Poor Data Governance
Inaccurate master data eventually impacts every connected process.
Uncontrolled Integrations
External systems may solve short-term requirements but often introduce long-term dependencies.
Addressing these concerns during implementation is significantly easier than correcting them after deployment.
The Scalability Question
A company processing hundreds of transactions today may process thousands tomorrow.
Module decisions made during implementation influence how easily the system can accommodate growth.
Scalable ERP environments typically share several characteristics:
- Standardized workflows
- Clear process ownership
- Minimal unnecessary customization
- Structured data governance
- Incremental expansion strategy
Organizations that prioritize these principles generally experience smoother upgrades and lower maintenance costs.
At Oodles, we've observed that successful ERP programs are rarely defined by how much functionality is deployed initially. Instead, they are defined by how effectively the platform evolves alongside the business.
Final Thoughts
The conversation around ERP implementation often focuses on features, screens, and functionality.
Those elements matter.
But the larger challenge is architectural.
The right Odoo ERP Modules should create operational alignment, improve data consistency, and support future growth without introducing avoidable complexity.
Technical teams that prioritize process architecture, governance, and scalability from the beginning are typically the ones that achieve the strongest long-term outcomes.
Key Takeaways
- ERP architecture decisions influence scalability more than individual features.

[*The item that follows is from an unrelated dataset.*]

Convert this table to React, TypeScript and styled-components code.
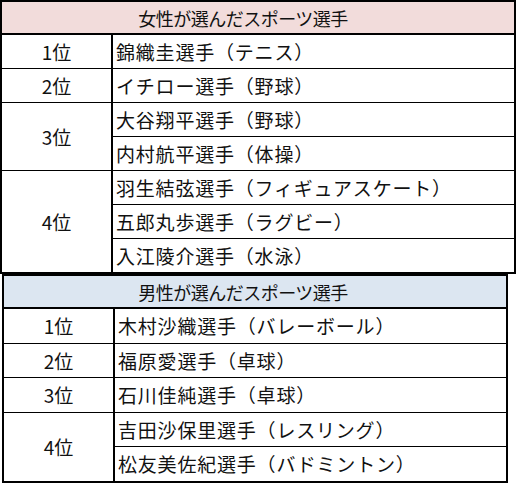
import React from "react";
import styled, { createGlobalStyle } from "styled-components";

const GlobalStyle = createGlobalStyle`
  body {
    margin: 0;
    background: #ffffff;
    font-family: "Noto Sans CJK JP", "Noto Sans", sans-serif;
    color: #111111;
  }
`;

const Page = styled.div`
  display: flex;
  flex-direction: column;
  align-items: flex-start;
  width: 522px;
`;

const Table = styled.table<{ width: number; offset: number }>`
  border-collapse: collapse;
  width: ${({ width }) => width}px;
  margin-left: ${({ offset }) => offset}px;
  border: 2px solid #000;
  table-layout: fixed;
`;

// header text sits a little left of the table centre, as in the sheet
const HeadCell = styled.th<{ tint: string; shift: number }>`
  background: ${({ tint }) => tint};
  height: 31px;
  padding: 0 ${({ shift }) => shift}px 0 0;
  border-bottom: 2px solid #000;
  font-weight: 400;
  font-size: 18px;
  text-align: center;
  letter-spacing: -0.5px;
`;

const RankCell = styled.td`
  width: 110px;
  padding: 0;
  border: 1px solid #000;
  border-right: 2px solid #000;
  text-align: center;
  font-size: 19px;
`;

const NameCell = styled.td<{ rowHeight: number }>`
  height: ${({ rowHeight }) => rowHeight}px;
  padding: 0 0 0 3px;
  border: 1px solid #000;
  font-size: 19px;
  letter-spacing: 0.8px;
  white-space: nowrap;
`;

type Group = { rank: string; names: string[] };

const women: Group[] = [
  { rank: "1位", names: ["錦織圭選手（テニス）"] },
  { rank: "2位", names: ["イチロー選手（野球）"] },
  { rank: "3位", names: ["大谷翔平選手（野球）", "内村航平選手（体操）"] },
  {
    rank: "4位",
    names: [
      "羽生結弦選手（フィギュアスケート）",
      "五郎丸歩選手（ラグビー）",
      "入江陵介選手（水泳）",
    ],
  },
];

const men: Group[] = [
  { rank: "1位", names: ["木村沙織選手（バレーボール）"] },
  { rank: "2位", names: ["福原愛選手（卓球）"] },
  { rank: "3位", names: ["石川佳純選手（卓球）"] },
  {
    rank: "4位",
    names: ["吉田沙保里選手（レスリング）", "松友美佐紀選手（バドミントン）"],
  },
];

function RankTable(props: {
  title: string;
  tint: string;
  groups: Group[];
  width: number;
  offset: number;
  rowHeight: number;
  shift: number;
}) {
  return (
    <Table width={props.width} offset={props.offset}>
      <colgroup>
        <col style={{ width: 111 }} />
        <col />
      </colgroup>
      <thead>
        <tr>
          <HeadCell colSpan={2} tint={props.tint} shift={props.shift}>
            {props.title}
          </HeadCell>
        </tr>
      </thead>
      <tbody>
        {props.groups.map((g) =>
          g.names.map((name, i) => (
            <tr key={name}>
              {i === 0 ? (
                <RankCell rowSpan={g.names.length}>{g.rank}</RankCell>
              ) : null}
              <NameCell rowHeight={props.rowHeight}>{name}</NameCell>
            </tr>
          )),
        )}
      </tbody>
    </Table>
  );
}

export default function App() {
  return (
    <>
      <GlobalStyle />
      <Page>
        <RankTable
          title="女性が選んだスポーツ選手"
          tint="#f2dcdb"
          groups={women}
          width={516}
          offset={0}
          rowHeight={33}
          shift={30}
        />
        <RankTable
          title="男性が選んだスポーツ選手"
          tint="#dce6f1"
          groups={men}
          width={506}
          offset={2}
          rowHeight={33.5}
          shift={24}
        />
      </Page>
    </>
  );
}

- Process-driven implementations outperform department-driven implementations.
- Phased rollouts reduce risk and improve adoption.
- Configuration should be preferred before customization.
- Technical debt can accumulate quickly in ERP environments.
- Long-term success depends on governance, data quality, and system evolution.
Organizations that view ERP as a strategic operating framework rather than a software deployment project are far more likely to achieve sustainable results and long-term operational efficiency.